Open innovation collaboration puts new demands on leadership
Anna Yström is now defending her thesis on how open innovation collaboration – the context in which different organisations meet and work together to create knowledge and innovation – can be led. For four years, she has closely studied SAFER, the vehicle and traffic safety centre where 25 organisations collaborate and conduct innovative activities. Anna argues that in work like this, another perspective on leadership and another way of enacting leadership than in traditional organisations are required. It also puts greater demands on everyone involved accepting the lack of clarity and the uncertainty that arises in these contexts.
Collaborating with others to find ideas and skills is becoming more and more popular among businesses and organisations, but in practice it's difficult to get collaboration to fully succeed. In her thesis, "Managerial Practices for Open Innovation Collaboration: Authoring the Spaces 'in-between'" Anna Yström has started out from a unique perspective by focusing on the collaboration between organisations itself instead of looking at the interests of an individual organisation.
"Many studies have been conducted from a firm-centric perspective, but as far as I know there is no previous research where open innovation collaboration has been studied for so long. Looking at the collaboration itself opens up paths for new understanding, and it's becoming clear that it requires another leadership than what we often think of in traditional organisations," Anna says.
Necessary tension between stability and chaos
Many tensions arise in collaboration where many different organisations must agree – for example between stability, structure, chaos and uncertainty. Anna argues that in many aspects, uncertainty creates conditions for creativity and innovation, and does not necessarily need to be negative.
"When you find yourself in that kind of situation, the manager needs to work on creating an organisational context that offers sufficient stability. That way, the participants can accept a certain amount of uncertainty and take advantage of the various pathways that open up. Such an understanding gives the manager the opportunity to reflect on his or her actions, and this can push the collaboration forward in a well thought-out way," Anna states.
She tells that at SAFER have come a long way through building a SAFER identity that focuses on opportunities. There, they are dependent on individuals daring to take the initiative and going outside the established frameworks; this requires leadership that encourages them to do so.
Get free science updates with Science X Daily and Weekly Newsletters — to customize your preferences!
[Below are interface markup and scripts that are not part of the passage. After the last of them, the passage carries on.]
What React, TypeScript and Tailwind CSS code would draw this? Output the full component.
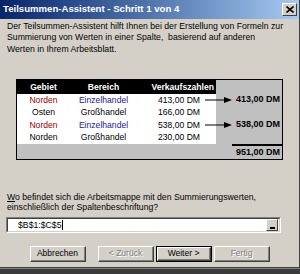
import React from 'react';

const font = { fontFamily: '"Liberation Sans", Arial, sans-serif' };

const rows = [
  { gebiet: 'Norden', bereich: 'Einzelhandel', wert: '413,00 DM', marked: true },
  { gebiet: 'Osten', bereich: 'Großhandel', wert: '166,00 DM', marked: false },
  { gebiet: 'Norden', bereich: 'Einzelhandel', wert: '538,00 DM', marked: true },
  { gebiet: 'Norden', bereich: 'Großhandel', wert: '230,00 DM', marked: false },
];

const Arrow = () => (
  <svg width="28" height="7" viewBox="0 0 28 7" className="absolute left-[188px] top-1/2 -translate-y-1/2">
    <line x1="0" y1="3.5" x2="20" y2="3.5" stroke="#000" strokeWidth="1.2" />
    <polygon points="19,0.5 27,3.5 19,6.5" fill="#000" />
  </svg>
);

const Button = ({ label, disabled, isDefault }: { label: string; disabled?: boolean; isDefault?: boolean }) => (
  <div className={`h-[16px] w-[56px] ${isDefault ? 'border border-black' : ''}`}>
    <div className="h-full w-full border-t border-l border-t-white border-l-white border-r border-b border-r-[#404040] border-b-[#404040] bg-[#d4d0c8]">
      <div className="flex h-full w-full items-center justify-center border-r border-b border-r-[#808080] border-b-[#808080] text-[8.5px] leading-none">
        {disabled ? (
          <span className="text-[#808080] [text-shadow:1px_1px_0_#fff]">{label}</span>
        ) : (
          <span className="text-black">{label}</span>
        )}
      </div>
    </div>
  </div>
);

export default function App() {
  return (
    <div className="h-[274px] w-[300px] overflow-hidden bg-[#d4d0c8]" style={font}>
      <div className="flex h-[268px] w-[300px] flex-col border-r border-b border-r-[#404040] border-b-[#404040]">
        {/* title bar */}
        <div className="flex h-[19px] items-center justify-between bg-gradient-to-r from-[#0a246a] to-[#a6caf0] pl-[3px] pr-[2px]">
          <span className="text-[9.6px] font-bold text-white">Teilsummen-Assistent - Schritt 1 von 4</span>
          <div className="flex h-[13px] w-[15px] items-center justify-center border-t border-l border-t-white border-l-white border-r border-b border-r-[#404040] border-b-[#404040] bg-[#d4d0c8]">
            <svg width="8" height="7" viewBox="0 0 8 7">
              <path d="M0.5 0.5 L7.5 6.5 M7.5 0.5 L0.5 6.5" stroke="#000" strokeWidth="1.6" />
            </svg>
          </div>
        </div>

        <p className="mt-[2px] whitespace-nowrap px-[7px] text-[8.7px] leading-[11.3px] text-black">
          Der Teilsummen-Assistent hilft Ihnen bei der Erstellung von Formeln zur
          <br />
          Summierung von Werten in einer Spalte,&nbsp; basierend auf anderen
          <br />
          Werten in Ihrem Arbeitsblatt.
        </p>

        {/* example table */}
        <div className="ml-[16px] mt-[24px] h-[81px] w-[267px] border border-black bg-[#c0c0c0] text-[8.6px] leading-none">
          <div className="flex h-[14px] items-center">
            <div className="flex h-full w-[199px] items-center bg-black font-bold text-white">
              <span className="w-[53px] text-center">Gebiet</span>
              <span className="w-[67px] text-center">Bereich</span>
              <span className="w-[79px] pr-[2px] text-right">Verkaufszahlen</span>
            </div>
          </div>
          {rows.map((r, i) => (
            <div key={i} className={`relative flex items-center ${i % 2 === 0 ? 'h-[12px]' : 'h-[13px]'}`}>
              <div className="flex h-full w-[199px] items-center bg-white">
                <span className={`w-[53px] text-center ${r.marked ? 'text-[#a00000]' : 'text-black'}`}>{r.gebiet}</span>
                <span className={`w-[67px] text-center ${r.marked ? 'text-[#1c1c8c]' : 'text-black'}`}>{r.bereich}</span>
                <span className="w-[79px] pr-[16px] text-right text-black">{r.wert}</span>
              </div>
              {r.marked && (
                <>
                  <Arrow />
                  <span className="flex-1 pr-[2px] text-right text-[9px] font-bold text-black">{r.wert}</span>
                </>
              )}
            </div>
          ))}
          <div className="flex h-[15px] justify-end">
            <div className="flex w-[50px] items-center justify-end border-t-2 border-black pr-[2px] text-[9px] font-bold text-black">
              951,00 DM
            </div>
          </div>
        </div>

        <p className="mt-[32px] px-[7px] text-[8.7px] leading-[10.5px] text-black">
          <span className="underline">W</span>o befindet sich die Arbeitsmappe mit den Summierungswerten,
          <br />
          einschließlich der Spaltenbeschriftung?
        </p>

        {/* reference input */}
        <div className="ml-[6px] mt-[4px] h-[16px] w-[275px] border-t border-l border-t-[#808080] border-l-[#808080] border-r border-b border-r-white border-b-white">
          <div className="flex h-full w-full items-center border-t border-l border-t-[#404040] border-l-[#404040] border-r border-b border-r-[#d4d0c8] border-b-[#d4d0c8] bg-white pl-[10px] pr-[1px]">
            <span className="text-[8.7px] leading-none text-black">$B$1:$C$5</span>
            <span className="ml-[1px] h-[10px] w-px bg-black" />
            <div className="ml-auto flex h-[12px] w-[12px] items-end justify-center border-t border-l border-t-white border-l-white border-r border-b border-r-[#404040] border-b-[#404040] bg-[#d4d0c8] pb-[1px]">
              <span className="h-[2px] w-[5px] bg-black" />
            </div>
          </div>
        </div>

        {/* buttons */}
        <div className="ml-[30px] mt-[13px] flex">
          <Button label="Abbrechen" />
          <div className="ml-[12px]">
            <Button label="< Zurück" disabled />
          </div>
          <div className="ml-[2px]">
            <Button label="Weiter >" isDefault />
          </div>
          <div className="ml-[2px]">
            <Button label="Fertig" disabled />
          </div>
        </div>
      </div>
      <div className="h-px w-full bg-[#808080]" />
      <div className="h-[5px] w-full bg-[#3a3a3a]" />
    </div>
  );
}
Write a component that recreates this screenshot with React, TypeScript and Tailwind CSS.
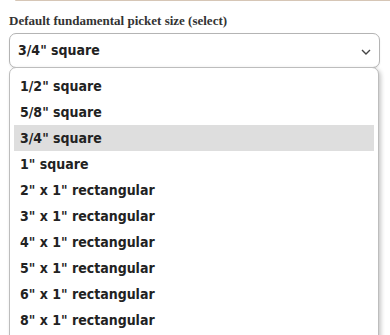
import { useState } from "react";

const sizes = [
  '1/2" square',
  '5/8" square',
  '3/4" square',
  '1" square',
  '2" x 1" rectangular',
  '3" x 1" rectangular',
  '4" x 1" rectangular',
  '5" x 1" rectangular',
  '6" x 1" rectangular',
  '8" x 1" rectangular',
];

export default function App() {
  const [picked] = useState('3/4" square');

  return (
    <div className="relative h-[335px] w-[390px] overflow-hidden bg-white">
      {/* bottom edge of the card above */}
      <div className="ml-[15px] h-[1px] w-[375px] rounded-bl-md bg-[#d6c6b6]" />

      <div className="px-[9px] pt-[12px]">
        <label className="block text-[13px] font-bold leading-[16px] text-[#333] [font-family:'Liberation_Serif',serif]">
          Default fundamental picket size (select)
        </label>

        <div className="relative mt-[4px]">
          <div className="flex h-[35px] w-[371px] items-center justify-between rounded-[7px] border border-[#b4b4b4] bg-white pl-[8px] pr-[8px] shadow-[0_1px_2px_rgba(0,0,0,0.08)]">
            <span className="text-[14px] font-bold text-[#222] [font-family:'DejaVu_Sans_Condensed','DejaVu_Sans',sans-serif]">
              {picked}
            </span>
            <svg width="10" height="6" viewBox="0 0 10 6" className="mt-[3px]">
              <path d="M1 1 L5 5 L9 1" fill="none" stroke="#444" strokeWidth="1.4" />
            </svg>
          </div>

          {/* stuff under the open list */}
          <div className="mt-[12px] h-[62px] w-[370px] rounded-md border-r-2 border-[#d9cb8c] bg-[#fffbe8]" />
          <div className="mt-[38px] h-[90px] w-[370px] rounded-md border-r border-[#ece6c6]" />

          {/* open option list */}
          <div className="absolute left-0 top-[34px] h-[320px] w-[370px] rounded-t-[7px] border border-[#bdbdbd] bg-white px-[4px] pt-[5px] shadow-[2px_2px_4px_rgba(0,0,0,0.22)]">
            {sizes.map((s) => (
              <div
                key={s}
                className={`flex h-[26px] items-center px-[6px] text-[14px] font-bold text-[#222] [font-family:'DejaVu_Sans_Condensed','DejaVu_Sans',sans-serif] ${
                  s === picked ? "bg-[#dedede]" : ""
                }`}
              >
                {s}
              </div>
            ))}
          </div>
        </div>
      </div>
    </div>
  );
}
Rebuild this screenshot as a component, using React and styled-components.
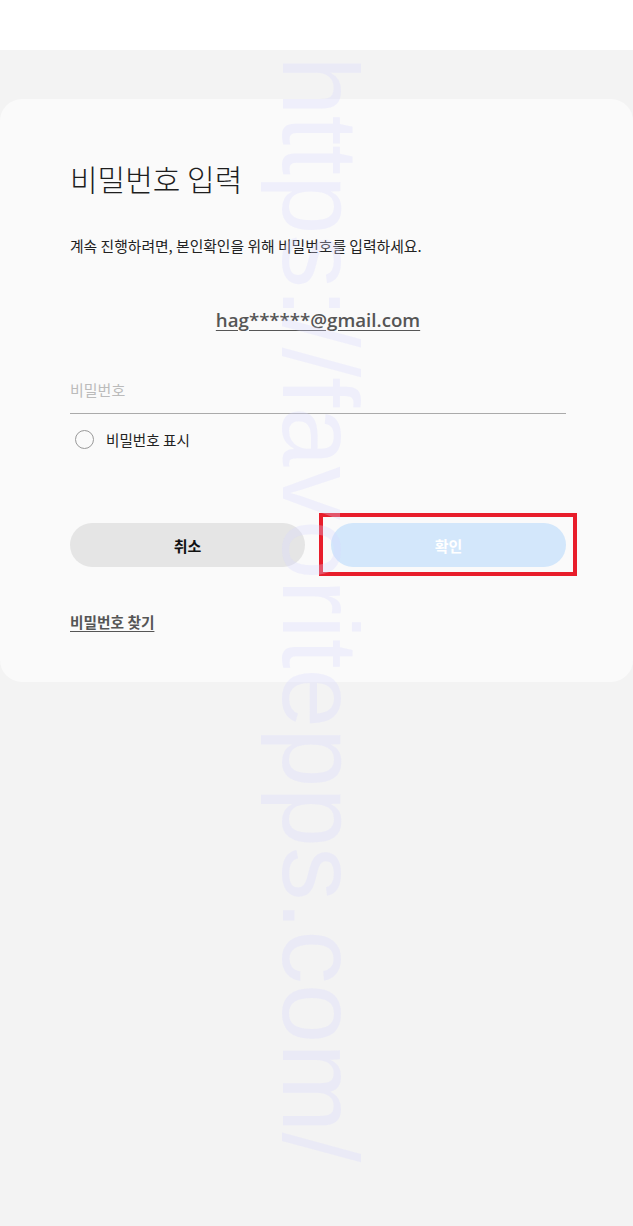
import React, { useState } from 'react'
import styled, { createGlobalStyle } from 'styled-components'

const GlobalStyle = createGlobalStyle`
  html, body {
    margin: 0;
    padding: 0;
    background: #f3f3f3;
  }
  body {
    font-family: "Noto Sans CJK KR", "Noto Sans", sans-serif;
    color: #222;
  }
`

const Page = styled.div`
  position: relative;
  min-height: 1226px;
  overflow: hidden;
  background: #f3f3f3;
`

const TopBar = styled.div`
  height: 50px;
  background: #ffffff;
`

const Card = styled.div`
  margin-top: 49px;
  background: #fafafa;
  border-radius: 22px;
  padding: 55px 67px 50px 70px;
  display: flex;
  flex-direction: column;
`

const Title = styled.h1`
  margin: 0;
  font-size: 30px;
  font-weight: 300;
  line-height: 48px;
  color: #1e1e1e;
`

const Desc = styled.p`
  margin: 33px 0 0;
  font-size: 14.8px;
  line-height: 21px;
  color: #222;
`

const Email = styled.div`
  margin-top: 50px;
  text-align: center;
  font-family: "Open Sans", "Noto Sans", sans-serif;
  font-size: 18.7px;
  font-weight: 600;
  line-height: 27px;
  color: #555;
  text-decoration: underline;
  text-underline-offset: 3px;
`

const PasswordInput = styled.input`
  margin-top: 33px;
  height: 47px;
  padding: 0;
  border: none;
  border-bottom: 1px solid #aaa;
  background: transparent;
  font-family: "Noto Sans CJK KR", sans-serif;
  font-size: 15px;
  color: #222;
  outline: none;
  &::placeholder {
    color: #bbb;
  }
`

const CheckRow = styled.label`
  margin-top: 10px;
  height: 30px;
  display: flex;
  align-items: center;
  gap: 12px;
  padding-left: 5px;
  font-size: 14.6px;
  color: #222;
  cursor: pointer;
`

const Circle = styled.span`
  width: 17px;
  height: 17px;
  border-radius: 50%;
  border: 1.5px solid ${p => (p.$on ? '#1a73e8' : '#999')};
  background: ${p => (p.$on ? '#1a73e8' : 'transparent')};
`

const ButtonRow = styled.div`
  margin-top: 69px;
  display: grid;
  grid-template-columns: 1fr 1fr;
  gap: 26px;
`

const Button = styled.button`
  height: 44px;
  border: none;
  border-radius: 22px;
  background: ${p => (p.$primary ? '#d3e7fb' : '#e5e5e5')};
  color: ${p => (p.$primary ? '#ffffff' : '#111')};
  font-family: "Noto Sans CJK KR", sans-serif;
  font-size: 15px;
  font-weight: 700;
  width: 100%;
`

const Marked = styled.div`
  position: relative;
`

const Highlight = styled.div`
  position: absolute;
  left: -12px;
  right: -11px;
  top: -10px;
  bottom: -9px;
  border: 4px solid #e81d2b;
  pointer-events: none;
`

const FindLink = styled.a`
  margin-top: 44px;
  align-self: flex-start;
  font-size: 14.7px;
  font-weight: 700;
  line-height: 21px;
  color: #555;
  text-decoration: underline;
  text-underline-offset: 3px;
`

const Watermark = styled.div`
  position: absolute;
  left: 373px;
  top: 56px;
  transform: rotate(90deg);
  transform-origin: top left;
  font-family: "Liberation Sans", Arial, sans-serif;
  font-size: 107px;
  line-height: 1;
  white-space: nowrap;
  color: rgba(216, 216, 255, 0.3);
  pointer-events: none;
`

export default function App() {
  const [show, setShow] = useState(false)
  const [pw, setPw] = useState('')

  return (
    <Page>
      <GlobalStyle />
      <TopBar />
      <Card>
        <Title>비밀번호 입력</Title>
        <Desc>계속 진행하려면, 본인확인을 위해 비밀번호를 입력하세요.</Desc>
        <Email>hag******@gmail.com</Email>
        <PasswordInput
          type={show ? 'text' : 'password'}
          placeholder="비밀번호"
          value={pw}
          onChange={e => setPw(e.target.value)}
        />
        <CheckRow onClick={() => setShow(!show)}>
          <Circle $on={show} />
          비밀번호 표시
        </CheckRow>
        <ButtonRow>
          <Button>취소</Button>
          <Marked>
            <Button $primary>확인</Button>
            <Highlight />
          </Marked>
        </ButtonRow>
        <FindLink>비밀번호 찾기</FindLink>
      </Card>
      <Watermark>https://favoritepps.com/</Watermark>
    </Page>
  )
}
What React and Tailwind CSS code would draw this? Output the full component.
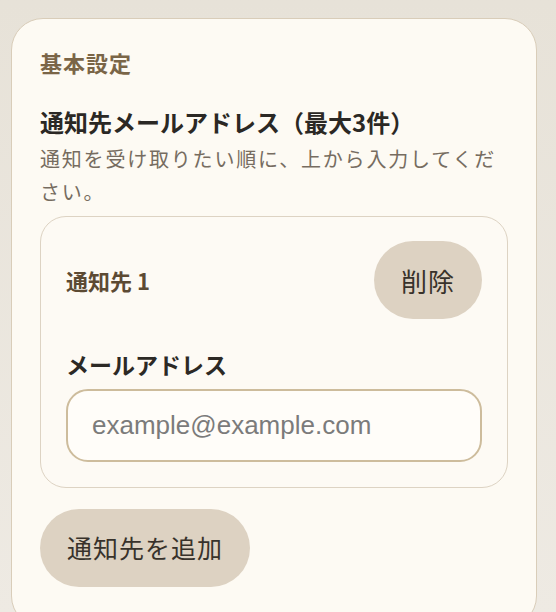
import { useState } from 'react';

const jp = { fontFamily: '"Noto Sans CJK JP", "Noto Sans", sans-serif' };

// One recipient block: header row with delete, then the address field
function RecipientCard({ index, value, onChange, onRemove }) {
  return (
    <div className="mt-[8px] rounded-[26px] border-[1.5px] border-[#ddd3c3] bg-[#fdfaf4] px-[25px] pt-[24px] pb-[25px]">
      <div className="flex items-center justify-between">
        <span className="text-[22px] font-bold leading-[34px] text-[#5c4a33]">
          通知先 {index + 1}
        </span>
        <button
          type="button"
          onClick={onRemove}
          className="h-[78px] rounded-full bg-[#ddd2c2] px-[27px] text-[26px] tracking-[1px] text-[#38322b]"
        >
          削除
        </button>
      </div>

      <label className="mt-[28px] block text-[23px] font-bold leading-[34px] text-[#2c2925]">
        メールアドレス
      </label>
      <input
        type="email"
        value={value}
        onChange={(e) => onChange(e.target.value)}
        placeholder="example@example.com"
        style={{ fontFamily: '"Liberation Sans", Arial, sans-serif' }}
        className="mt-[8px] block h-[73px] w-full rounded-[22px] border-2 border-[#cdbc9c] bg-[#fffdf9] px-[24px] text-[26px] text-[#333] outline-none placeholder:text-[#7b7b7b]"
      />
    </div>
  );
}

export default function App() {
  const [emails, setEmails] = useState(['']);

  const updateEmail = (i, v) => setEmails((prev) => prev.map((e, idx) => (idx === i ? v : e)));
  const removeEmail = (i) => setEmails((prev) => prev.filter((_, idx) => idx !== i));
  const addEmail = () => setEmails((prev) => (prev.length < 3 ? [...prev, ''] : prev));

  return (
    <div
      style={jp}
      className="h-screen overflow-hidden bg-gradient-to-b from-[#e7e2d8] to-[#eeeae3] pt-[18px] pl-[11px]"
    >
      <section className="w-[526px] rounded-[32px] border-[1.5px] border-[#d9cdb9] bg-[#fdfaf3] px-[28px] pt-[27px] pb-[40px]">
        <h2 className="text-[22px] font-bold leading-[33px] tracking-[1px] text-[#7a6547]">基本設定</h2>

        <h3 className="mt-[25px] text-[24px] font-bold leading-[36px] text-[#2b2824]">
          通知先メールアドレス（最大3件）
        </h3>
        <p className="mt-[2px] text-[20px] leading-[33px] tracking-[1.8px] text-[#766c60]">
          通知を受け取りたい順に、上から入力してください。
        </p>

        {emails.map((email, i) => (
          <RecipientCard
            key={i}
            index={i}
            value={email}
            onChange={(v) => updateEmail(i, v)}
            onRemove={() => removeEmail(i)}
          />
        ))}

        <button
          type="button"
          onClick={addEmail}
          className="mt-[21px] h-[78px] rounded-full bg-[#ddd2c2] px-[27px] text-[25px] tracking-[1px] text-[#38322b]"
        >
          通知先を追加
        </button>
      </section>
    </div>
  );
}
Five examples of leadership practices
In her thesis, Anna introduces a concept based on how a manager in open innovation collaboration must always consider how situations that lead to stability or chaos should be managed. This management is facilitated through the examples of managerial practices that she has identified in her research.
"I have identified five examples of managerial practices. In other contexts these practices tend to be taken for granted or not to be seen as especially important, but they are in an open innovation environment. It's an issue of identity-building, nurturing the spirit of collaboration, constantly working on the relationships with the various organisations, understanding and making use of political manoeuvres and creating meaning for yourself and others in the environment you find yourself in," Anna explains.
Wants to inspire discussion and learning
Now she hopes that her examples – of what leadership in collaboration of that type could look like and function – will encourage people and lay the foundation for discussion and learning. Above all, she believes that the results can inspire organisations and individuals involved in open innovation collaboration, and even those who are considering entering into it.
"Even if the results are primarily aimed at managers, I also think that other participants can get new insight into the challenges and opportunities that arise, and into why it is important to reflect on the manager that is required. It could otherwise lead to major frustration among everyone involved when you can't really get ahead," Anna argues.
After her defence, more research in the field awaits. Together with her colleague Susanne Ollila, Anna has started a research group called Managing In-Between. A couple of preparatory studies are in progress, and they hope these will result in new projects.
"We want to broaden the knowledge we've gotten through the studies at SAFER and make it more in-depth, since we believe that this type of collaboration for innovation, across organisational boundaries with many people in movement and new ways of working, will become more common – and this will put new demands on leadership," Anna says.